--- COLLECTED DATA ---

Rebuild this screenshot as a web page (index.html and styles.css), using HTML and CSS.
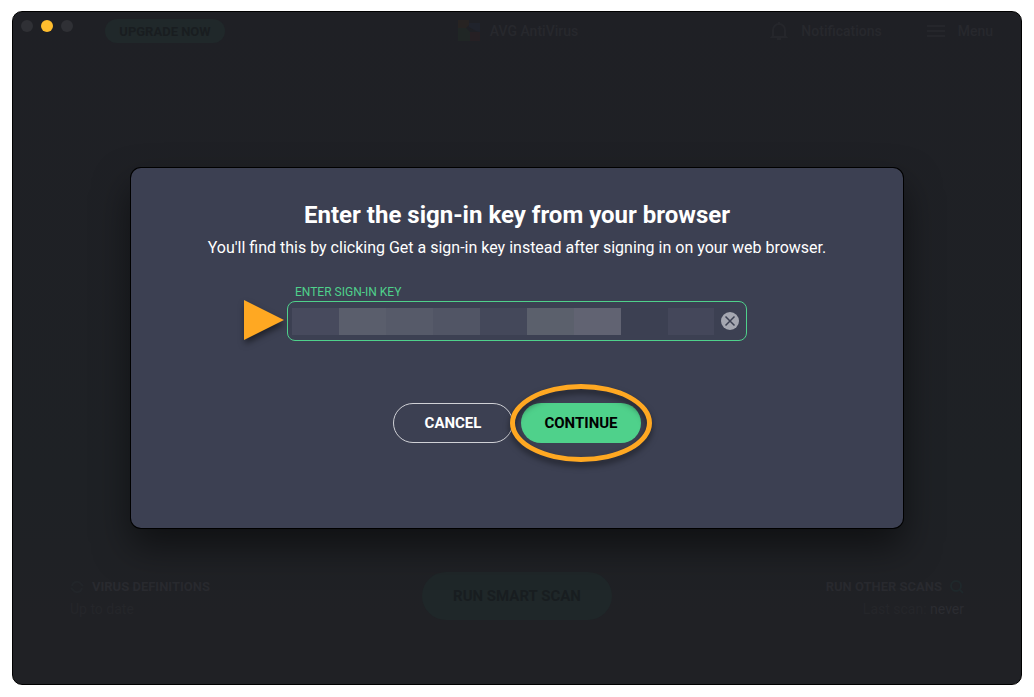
FILE: index.html
```
<!DOCTYPE html>
<html lang="en">
<head>
<meta charset="utf-8">
<title>AVG AntiVirus</title>
<link rel="stylesheet" href="styles.css">
</head>
<body>
<div class="window">
  <header class="topbar">
    <div class="start">
      <div class="lights">
        <span class="light"></span>
        <span class="light light-minimize"></span>
        <span class="light"></span>
      </div>
      <button class="upgrade" type="button">UPGRADE NOW</button>
    </div>
    <div class="brand">
      <svg class="logo" viewBox="0 0 24 24" aria-hidden="true">
        <path fill="#272322" d="M2 1h11v5l-3 3H2z"/>
        <path fill="#202625" d="M2 9h8l4 4v9H2z"/>
        <path fill="#20232c" d="M13 4h11v9l-4-1-7-4z"/>
        <path fill="#262024" d="M14 13h10v9H14z"/>
      </svg>
      <span>AVG AntiVirus</span>
    </div>
    <nav class="actions">
      <a class="action" href="#notifications">
        <svg class="icon" viewBox="0 0 20 20" aria-hidden="true"><path d="M4 15V9a6 6 0 0 1 12 0v6l1 1H3zM8 18h4M10 1v2"/></svg>
        <span>Notifications</span>
      </a>
      <a class="action" href="#menu">
        <svg class="icon" viewBox="0 0 20 20" aria-hidden="true"><path d="M1 5h18M1 10h18M1 15h18"/></svg>
        <span>Menu</span>
      </a>
    </nav>
  </header>

  <footer class="statusbar">
    <section class="status">
      <h2 class="status-title">
        <svg class="status-icon" viewBox="0 0 14 14" aria-hidden="true"><path d="M2 6a5 5 0 0 1 9-2l2 2M12 8a5 5 0 0 1-9 2L1 8"/></svg>
        VIRUS DEFINITIONS
      </h2>
      <p class="status-text">Up to date</p>
    </section>
    <button class="scan" type="button">RUN SMART SCAN</button>
    <section class="status status-right">
      <h2 class="status-title status-scans">
        RUN OTHER SCANS
        <svg class="status-icon search" viewBox="0 0 14 14" aria-hidden="true"><circle cx="6" cy="6" r="5"/><path d="M9 9l4 4"/></svg>
      </h2>
      <p class="status-text">Last scan: <span class="never">never</span></p>
    </section>
  </footer>

  <div class="overlay">
    <form class="dialog" role="dialog" aria-labelledby="dialog-title">
      <h1 class="title" id="dialog-title">Enter the sign-in key from your browser</h1>
      <p class="hint">You'll find this by clicking Get a sign-in key instead after signing in on your web browser.</p>
      <div class="field">
        <label class="label" for="key">ENTER SIGN-IN KEY</label>
        <div class="control">
          <svg class="pointer" viewBox="0 0 40 40" aria-hidden="true"><path fill="#ffa822" d="M0 0l40 20L0 40z"/></svg>
          <input class="key" id="key" type="text">
          <button class="clear" type="button" aria-label="Clear">
            <svg class="clear-icon" viewBox="0 0 18 18" aria-hidden="true"><circle cx="9" cy="9" r="9" fill="#a5a7b1"/><path d="M4.500 4.500l9 9M13.500 4.500l-9 9" stroke="#3c4052" stroke-width="1.500"/></svg>
          </button>
        </div>
      </div>
      <div class="buttons">
        <button class="button cancel" type="button">CANCEL</button>
        <div class="primary">
          <button class="button continue" type="submit">CONTINUE</button>
          <span class="ring"></span>
        </div>
      </div>
    </form>
  </div>
</div>
</body>
</html>
```
FILE: styles.css
```
* {
  box-sizing: border-box;
}

body {
  margin: 0;
  padding: 11px 12px 12px;
  min-height: 100vh;
  display: flex;
  background: #fff;
  font-family: Roboto, "Liberation Sans", sans-serif;
}

h1, h2, p {
  margin: 0;
}

button {
  border: 0;
  font-family: inherit;
  cursor: pointer;
}

.window {
  position: relative;
  flex: 1;
  display: flex;
  flex-direction: column;
  justify-content: space-between;
  border: 1px solid #000;
  border-radius: 10px;
  background: linear-gradient(#1f2025, #1e2125 70%, #202125 90%);
  overflow: hidden;
}

.topbar {
  display: grid;
  grid-template-columns: 1fr auto 1fr;
  align-items: center;
  padding: 7px 8px 0;
  color: #27282d;
  font-size: 14px;
  font-weight: 500;
}

.start {
  display: flex;
  align-items: flex-start;
  gap: 32px;
}

.lights {
  display: flex;
  gap: 8px;
}

.light {
  width: 12px;
  height: 12px;
  margin-top: 1px;
  border-radius: 50%;
  background: #2f3035;
}

.light-minimize {
  background: #ffbd2e;
}

.upgrade {
  width: 120px;
  height: 24px;
  padding: 0;
  border-radius: 12px;
  background: #20282a;
  color: #191d20;
  font-size: 13px;
  font-weight: 700;
}

.brand {
  display: flex;
  align-items: center;
  gap: 10px;
}

.logo {
  width: 24px;
  height: 24px;
}

.actions {
  display: flex;
  justify-content: flex-end;
  gap: 44px;
  padding-right: 20px;
}

.action {
  display: flex;
  align-items: center;
  gap: 12px;
  color: inherit;
  text-decoration: none;
}

.icon {
  width: 20px;
  height: 20px;
  fill: none;
  stroke: #25262b;
  stroke-width: 2;
}

.statusbar {
  display: grid;
  grid-template-columns: 1fr auto 1fr;
  align-items: center;
  padding: 0 57px 64px;
  color: #292a2f;
}

.status {
  padding-top: 5px;
}

.status-title {
  display: flex;
  align-items: center;
  gap: 8px;
  font-size: 13px;
  line-height: 18px;
  font-weight: 700;
}

.status-icon {
  width: 14px;
  height: 14px;
  fill: none;
  stroke: #222529;
  stroke-width: 2;
}

.search {
  stroke: #1f282b;
}

.status-text {
  margin-top: 3px;
  color: #25262a;
  font-size: 14px;
  line-height: 20px;
}

.status-right {
  justify-self: end;
  text-align: right;
}

.status-scans {
  justify-content: flex-end;
}

.never {
  color: #2b2c31;
}

.scan {
  width: 190px;
  height: 48px;
  border-radius: 24px;
  background: #1f2729;
  color: #181d20;
  font-size: 15px;
  font-weight: 700;
}

.overlay {
  position: absolute;
  inset: 0;
  display: flex;
  align-items: center;
  justify-content: center;
}

.dialog {
  display: flex;
  flex-direction: column;
  align-items: center;
  width: 772px;
  max-width: 100%;
  padding: 31px 24px 85px;
  border-radius: 10px;
  background: #3c4052;
  box-shadow: 0 0 0 1px #000, 0 18px 36px rgba(0, 0, 0, 0.5);
  color: #fff;
  text-align: center;
}

.title {
  font-size: 24px;
  line-height: 32px;
  font-weight: 700;
}

.hint {
  margin-top: 7px;
  font-size: 16px;
  line-height: 20px;
  font-weight: 400;
}

.field {
  width: 460px;
  max-width: 100%;
  margin-top: 27px;
}

.label {
  display: block;
  padding-left: 8px;
  color: #4fd18b;
  font-size: 12px;
  line-height: 14px;
  text-align: left;
}

.control {
  position: relative;
  display: flex;
  align-items: center;
  height: 40px;
  margin-top: 2px;
  padding: 0 7px 0 4px;
  border: 1px solid #4fd18b;
  border-radius: 8px;
}

.pointer {
  position: absolute;
  left: -44px;
  top: -2px;
  width: 40px;
  height: 40px;
  overflow: visible;
  filter: drop-shadow(1px 4px 3px rgba(0, 0, 0, 0.5));
}

.key {
  flex: 1;
  min-width: 0;
  height: 27px;
  margin-right: 7px;
  padding: 0;
  border: 0;
  outline: 0;
  background: linear-gradient(90deg,
    #474a5d 0 47px,
    #5a5e6c 47px 94px,
    #565a69 94px 141px,
    #515565 141px 188px,
    #44485a 188px 235px,
    #5b606c 235px 282px,
    #616372 282px 329px,
    #3c4052 329px 376px,
    #44475a 376px);
  color: #fff;
  font: 16px Roboto, sans-serif;
}

.clear {
  display: flex;
  padding: 0;
  background: none;
}

.clear-icon {
  width: 18px;
  height: 18px;
}

.buttons {
  display: flex;
  gap: 8px;
  margin-top: 62px;
}

.button {
  width: 120px;
  height: 40px;
  padding: 0;
  border-radius: 20px;
  font-size: 15px;
  font-weight: 700;
}

.cancel {
  border: 1px solid #d0d1d6;
  background: none;
  color: #fff;
}

.primary {
  position: relative;
}

.continue {
  background: #4fd18b;
  color: #000;
}

.ring {
  position: absolute;
  inset: -19px -11px;
  border: 5px solid #ffa822;
  border-radius: 50%;
  filter: drop-shadow(0 4px 3px rgba(0, 0, 0, 0.5));
  pointer-events: none;
}
```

---

Extract all lines from the material above that include the word "index".

§ ANSWER TO THIS EXERCISE
Rebuild this screenshot as a web page (index.html and styles.css), using HTML and CSS.
FILE: index.html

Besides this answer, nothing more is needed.